Biggest Surprise: USWNT’s Early Exit
Three-peats aren’t easy to come by, especially over the course of 12 years. The USWNT didn’t look like themselves at all in this tournament. Despite playing the best game of their run against Sweden in the knockouts, the Stars and Stripes fell in a dramatic penalty shootout. For American soccer fans, it was a heartbreaking end to an era of dominance; for the rest of the world, it was a reminder that anything is possible in this beautiful game. Sometimes, even the mightiest fall down, but it’s not our missteps that define us; it’s how we choose to respond. We’ve got four years to get the next generation ready to remind the world who we are in South Africa.

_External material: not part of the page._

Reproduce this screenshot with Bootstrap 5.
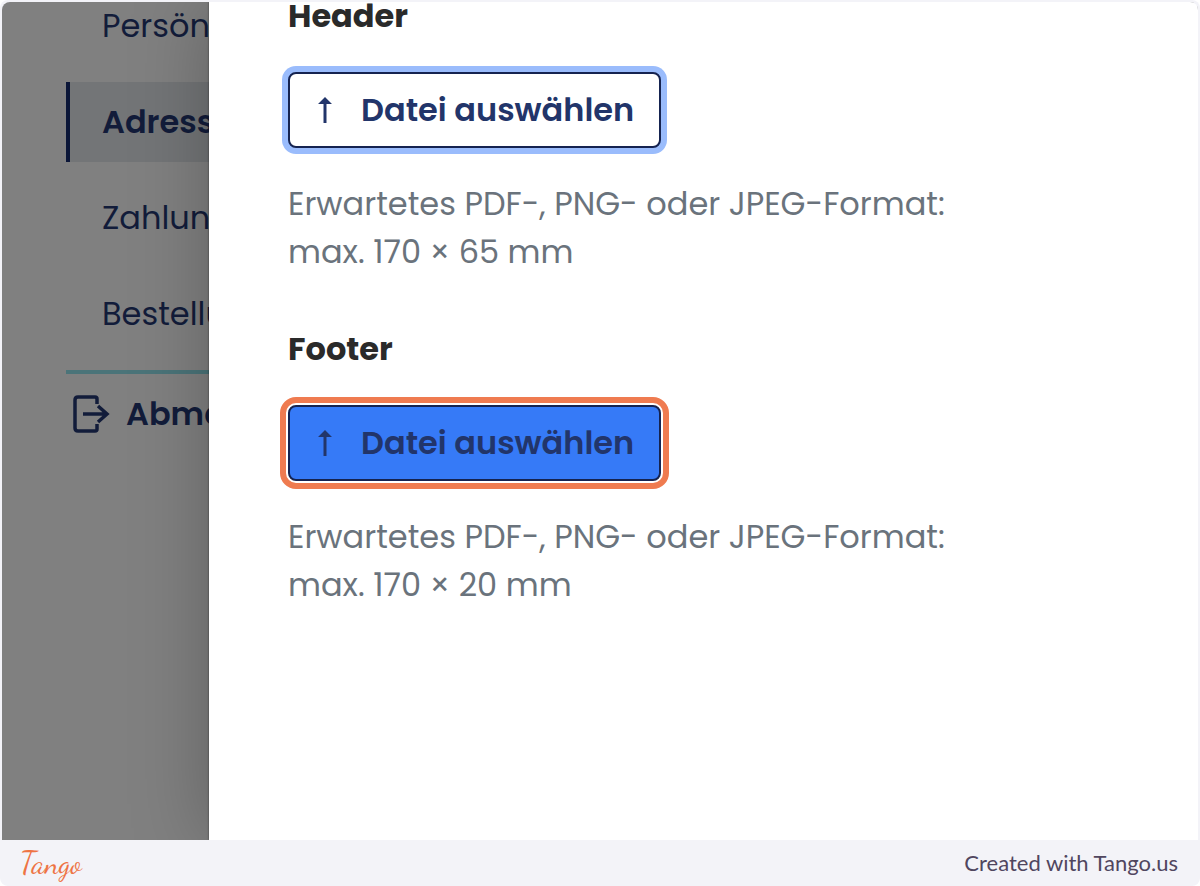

Something I Loved: Punching Up
Everyone loves an underdog, but how about four? In a game traditionally dominated by a few powerhouses, any upsets in the World Cup will always inspire the world to dream big. The exemplary displays put on by South Africa, Morocco, Jamaica, and Nigeria at this year’s tournament were truly incredible to witness, and that’s exactly what makes the World Cup so great. Those teams were ranked 54, 72, 43, and 40 in FIFA’s World Rankings prior to the tournament, yet all four advanced from the group stages. Jamaica and Nigeria nearly advanced to the quarterfinals as well, but the fairy tale was cut short. Every small triumph like this will fuel the next generation to achieve even more. Well done to these mighty underdogs; the beautiful game is better for your contributions!
And the 2023 Leagues Cup Goes to … Messi League Soccer!

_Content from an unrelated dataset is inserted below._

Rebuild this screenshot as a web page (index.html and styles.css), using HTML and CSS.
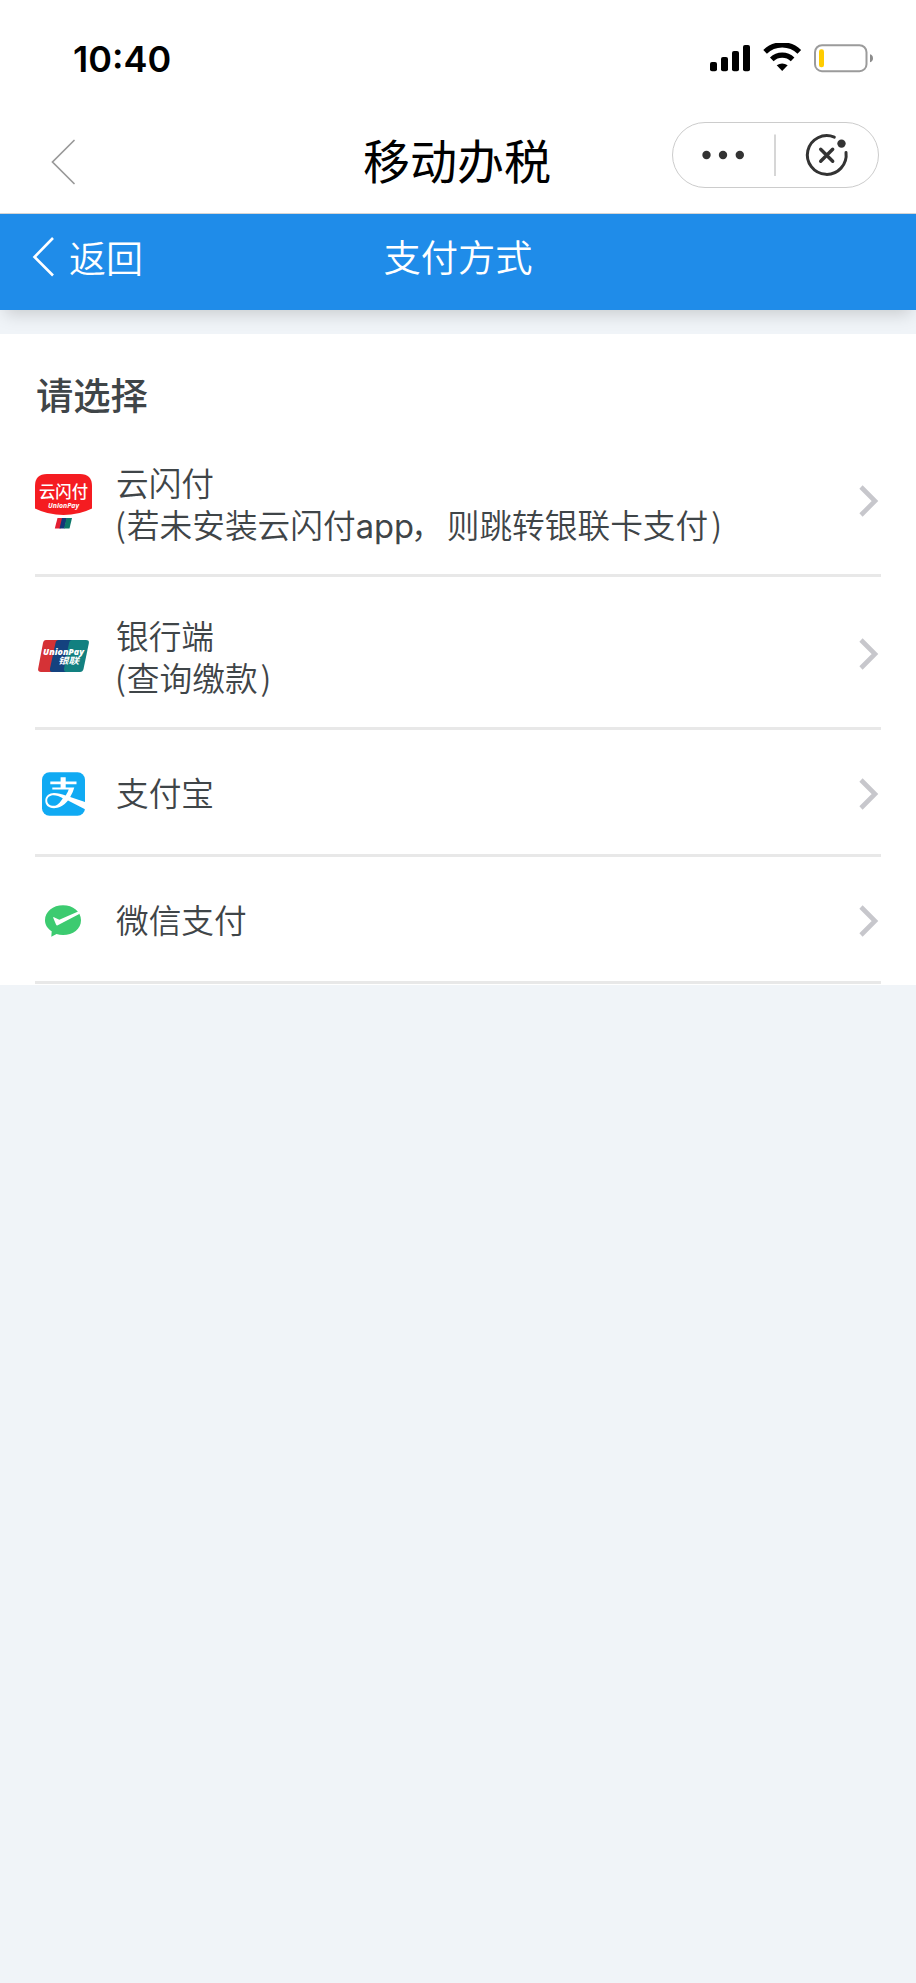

What a whirlwind. 30 days, 77 matches, 251 goals and one trophy lift later, and we’ve called curtains on the first edition of the new-look Leagues Cup. While I was among the skeptics going into the tournament, I must admit that was exciting. That 3.26 goals per-game scoring clip alone is insane, beating both Liga MX (2.53) and MLS (2.64) regular-season scoring averages by nearly a goal a game, but there was plenty to love beyond the goals. For the first time, we saw the two biggest soccer leagues in North America fully integrated with one another. Liga MX fans were out in force no matter where their teams went, prompting plenty of MLS fans to respond in kind. It was a beautiful coming together of two soccer cultures that have grown alongside one another for so long; I can’t wait to see it in action again next year.
MVP: Just Guess
I won’t do it. I CAN’T do it … but I have to. Obviously, Messi was the most valuable player in the tournament, but picking him feels like cheating. My heart desperately wants to pick a certain MNUFC attacker, but we’ll save him for later. Messi’s introduction to North American soccer couldn’t have gone much better. Number 10 scored 10 goals while leading last-place Inter Miami to their first trophy in club history. He had some help from some old friends, but there’s no denying that Messi was the secret to Miami’s success. Defenses across the globe have failed to find an answer for years. Why would MLS be any different? The man is simply unstoppable; defenders beware.
Breakout Player: Bongokuhle Hlongwane
For everyone familiar with Minnesota United, Bongi’s name was familiar and loved long before Leagues Cup kicked off. However, the South African winger took this opportunity to show the rest of the world how talented he really is, finally realizing the potential that Loons fans have seen so often at Allianz Field. He had the Midas touch in this tournament, scoring seven goals in just four matches. He’s no one-trick pony, either, scoring with his head, finishing crosses, and using that blistering pace of his to get in behind. If you didn’t know his name before all of this, you’re forgiven. If you don’t know his name now, you’re simply not paying attention.
Biggest Surprise: The Best (?) of Liga MX
It’s no secret that Liga MX teams probably didn’t perform as well as their fans would have liked. Giant clubs like Club América, Chivas Guadalajara, and Tigres all exited far earlier than most people predicted before the tournament. While it was no surprise that some of the smaller clubs didn’t advance very far, I was genuinely shocked that Monterrey was the lone Mexican team in the semifinals. However, when analyzing Liga MX’s performance as a whole, you need to consider more than the on-field product that we saw. For the duration of this tournament, every Mexican side was traveling. That means no home fans, no familiar stadiums and no sleeping in their own beds for up to a month. Chivas has less of an excuse than the teams that made knockout runs, but the principle remains: it’s tough to play on the road for that long. While the playing field may not have been totally level, Liga MX has long thought of itself as superior to MLS. They’ll be disappointed at how this one shook out.
Something I Loved: Shootout Drama
Admittedly, I’ve always hated the idea of skipping extra time and going straight to penalties. After seeing it in use during Leagues Cup, I’ve got to say, I may have been wrong all along. In every close game, the prospect of a possible shootout seemed to galvanize the players, either pushing them to find an equalizer or scrambling to find the winner before leaving their fate up to chance. Extra time would have turned an already busy schedule into a brutal joke for teams that advanced well into the tournament, so I suppose this was a good time to test this method out. The final was a great example of the drama I’m talking about, as was León’s crazy win over Vancouver in the group stage.
The summer of soccer is over, but the game goes on. MLS regular season action is back and more important than ever, with your Loons chasing a playoff spot in the closing stages of the season. It’s not tournament soccer, but it’s a pretty fun alternative!